Elizabeth, NJ 34 Killed In Another Air Crash, Feb 1952
It seemed to explode into fire with the impact, showering flames over the roof of the building. But only the heavy landing wheels and their gear struck the building. Wings and fuselage slid across the roof, flip-flopped, and smashed into the muddy play field of the orphanage.
The flames were licking along the outside of the fuselage, fed from the wing gas tanks. The impact checked them long enough for surviving passengers to save themselves and to rescue some who were injured too severely to move. Passersby rushed into the wreckage and one of them rescued MISS TAYLOR who was hanging upside down from the safety belt which bound her to a "jump" seat.
Meanwhile, the top floor of the apartment house already was roaring with fire. The occupants of the apartment hit directly were killed -- IRVING ZAHLER, 29, his wife, MARYLIN, 27, and their four-year-old son, MONTE.
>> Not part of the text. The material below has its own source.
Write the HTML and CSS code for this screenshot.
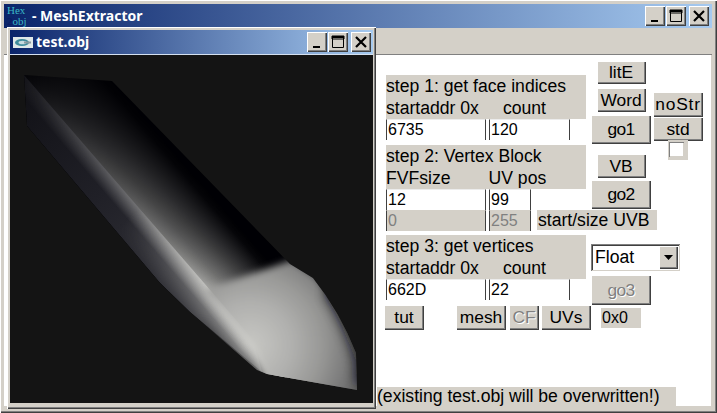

FOSTER and his co-pilot, C. E. SINCLAIR, were among the dead. The flight engineer, I. R. SHEA, was missing and presumed dead.
The weather had nothing to do with the crash. It was a clear night when FOSTER gunned his big ship down the runway and took off at 12:18 a.m.
First Crash Dec. 16.
It was the third airliner to strike this city since Dec. 16 when an unscheduled four-engine liner crashed in the center of the city but on the bank of the industrialized Elizabeth River, killing its 55 occupants and an Elizabethan on the ground.
On Jan. 22, a two-engine American Airlines Convair smashed into a row of houses while trying to land at Newark on the radar beam in foul weather, killing the 23 persons on board, including former Secretary of War ROBERT PATTERSON, and seven residents of the houses.
Thus Elizabeth's own death toll stood at 11 citizens snuffed out from the sky in less that two months and the wave of indignation which had followed the second crash, was bubbling angrily within minutes after this morning's disaster.
A Congressional sub-committee was to have held a public hearing in Elizabeth Court House this morning to hear Elizabethans argue that any airport operating in the center of a heavily populated area has to be a menace to residents and should be closed.
The New York Port Authority, operators of Newark had prepared elaborate statistics and charts to demonstrate the safety of Newark and had turned them over to the press to be "held for release." When the hearing was cancelled, the Port Authority called newspapers with instructions to "kill" the presentation. At the same time, it shut down the port.
Two hours after the crash, firemen extinguished the apartment house fire. The top floor was gutted and the injured and the dead came from its apartments. But the whole building had shaken from the impact. Windows had shattered, doors had burst open. And the residents of the lower floors raced pell-mell down the stairs into the street, lugging babies and pets.